- _Stated problem_:
Print only the lines from the top of the data through the line with "5, 6, 7, 8, 9];", both included, skipping every picture.

═════ Data

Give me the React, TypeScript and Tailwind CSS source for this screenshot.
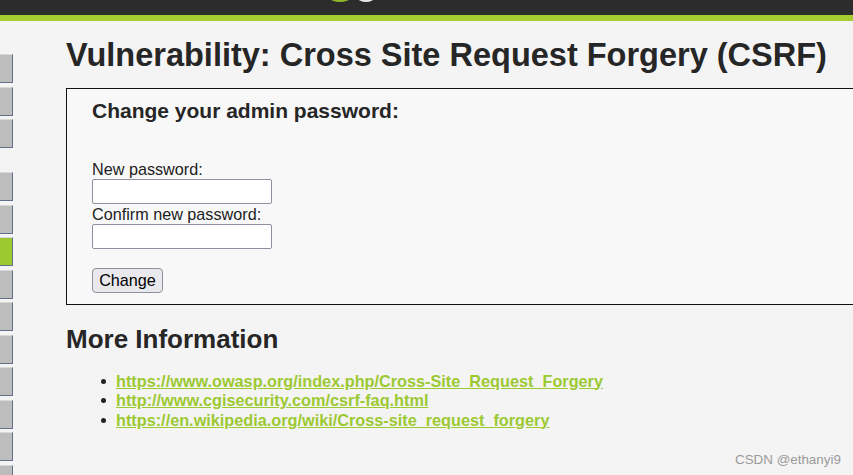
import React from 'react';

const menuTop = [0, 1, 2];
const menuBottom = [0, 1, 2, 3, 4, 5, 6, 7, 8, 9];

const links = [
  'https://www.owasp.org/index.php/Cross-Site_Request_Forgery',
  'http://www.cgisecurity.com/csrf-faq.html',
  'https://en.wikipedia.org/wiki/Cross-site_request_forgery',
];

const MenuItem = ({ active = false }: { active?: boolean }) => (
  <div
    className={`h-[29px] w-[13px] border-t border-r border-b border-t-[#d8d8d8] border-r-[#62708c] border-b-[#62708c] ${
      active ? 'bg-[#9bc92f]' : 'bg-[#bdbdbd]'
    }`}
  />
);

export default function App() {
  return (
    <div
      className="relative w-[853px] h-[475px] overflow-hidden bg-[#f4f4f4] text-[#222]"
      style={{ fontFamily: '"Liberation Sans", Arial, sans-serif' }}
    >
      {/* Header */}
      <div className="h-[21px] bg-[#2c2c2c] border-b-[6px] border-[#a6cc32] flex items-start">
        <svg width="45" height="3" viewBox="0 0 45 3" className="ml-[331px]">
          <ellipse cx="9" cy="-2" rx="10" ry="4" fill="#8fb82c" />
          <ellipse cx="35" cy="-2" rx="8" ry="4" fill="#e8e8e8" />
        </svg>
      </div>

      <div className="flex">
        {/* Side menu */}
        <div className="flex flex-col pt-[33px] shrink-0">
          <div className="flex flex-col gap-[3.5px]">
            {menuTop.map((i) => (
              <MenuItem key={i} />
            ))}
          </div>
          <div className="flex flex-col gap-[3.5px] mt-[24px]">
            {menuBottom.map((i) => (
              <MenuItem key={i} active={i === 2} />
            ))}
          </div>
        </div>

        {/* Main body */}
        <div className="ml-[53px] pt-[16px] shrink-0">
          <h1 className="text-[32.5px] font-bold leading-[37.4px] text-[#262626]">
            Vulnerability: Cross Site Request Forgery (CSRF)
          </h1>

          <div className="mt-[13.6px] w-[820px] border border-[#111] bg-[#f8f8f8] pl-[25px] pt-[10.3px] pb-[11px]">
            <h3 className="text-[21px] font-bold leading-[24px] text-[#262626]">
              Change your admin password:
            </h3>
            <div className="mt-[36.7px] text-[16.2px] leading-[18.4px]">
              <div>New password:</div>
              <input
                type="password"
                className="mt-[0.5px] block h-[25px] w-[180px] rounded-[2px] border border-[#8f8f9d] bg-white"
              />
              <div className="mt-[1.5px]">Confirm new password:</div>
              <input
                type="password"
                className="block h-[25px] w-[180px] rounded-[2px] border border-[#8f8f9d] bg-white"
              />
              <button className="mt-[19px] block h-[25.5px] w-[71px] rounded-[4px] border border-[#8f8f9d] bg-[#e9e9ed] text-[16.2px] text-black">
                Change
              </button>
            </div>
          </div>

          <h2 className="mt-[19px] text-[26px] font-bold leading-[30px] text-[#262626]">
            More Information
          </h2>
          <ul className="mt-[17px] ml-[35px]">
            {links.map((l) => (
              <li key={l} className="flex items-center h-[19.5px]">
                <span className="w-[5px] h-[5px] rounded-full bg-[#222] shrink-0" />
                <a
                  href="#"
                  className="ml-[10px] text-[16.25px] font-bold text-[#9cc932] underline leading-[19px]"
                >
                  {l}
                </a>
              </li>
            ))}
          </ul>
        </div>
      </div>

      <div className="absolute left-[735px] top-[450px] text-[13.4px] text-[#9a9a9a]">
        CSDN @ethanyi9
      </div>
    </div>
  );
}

══════════

- _Response below_:
Give me the React, TypeScript and Tailwind CSS source for this screenshot.
import React from 'react';

const menuTop = [0, 1, 2];
const menuBottom = [0, 1, 2, 3, 4, 5, 6, 7, 8, 9];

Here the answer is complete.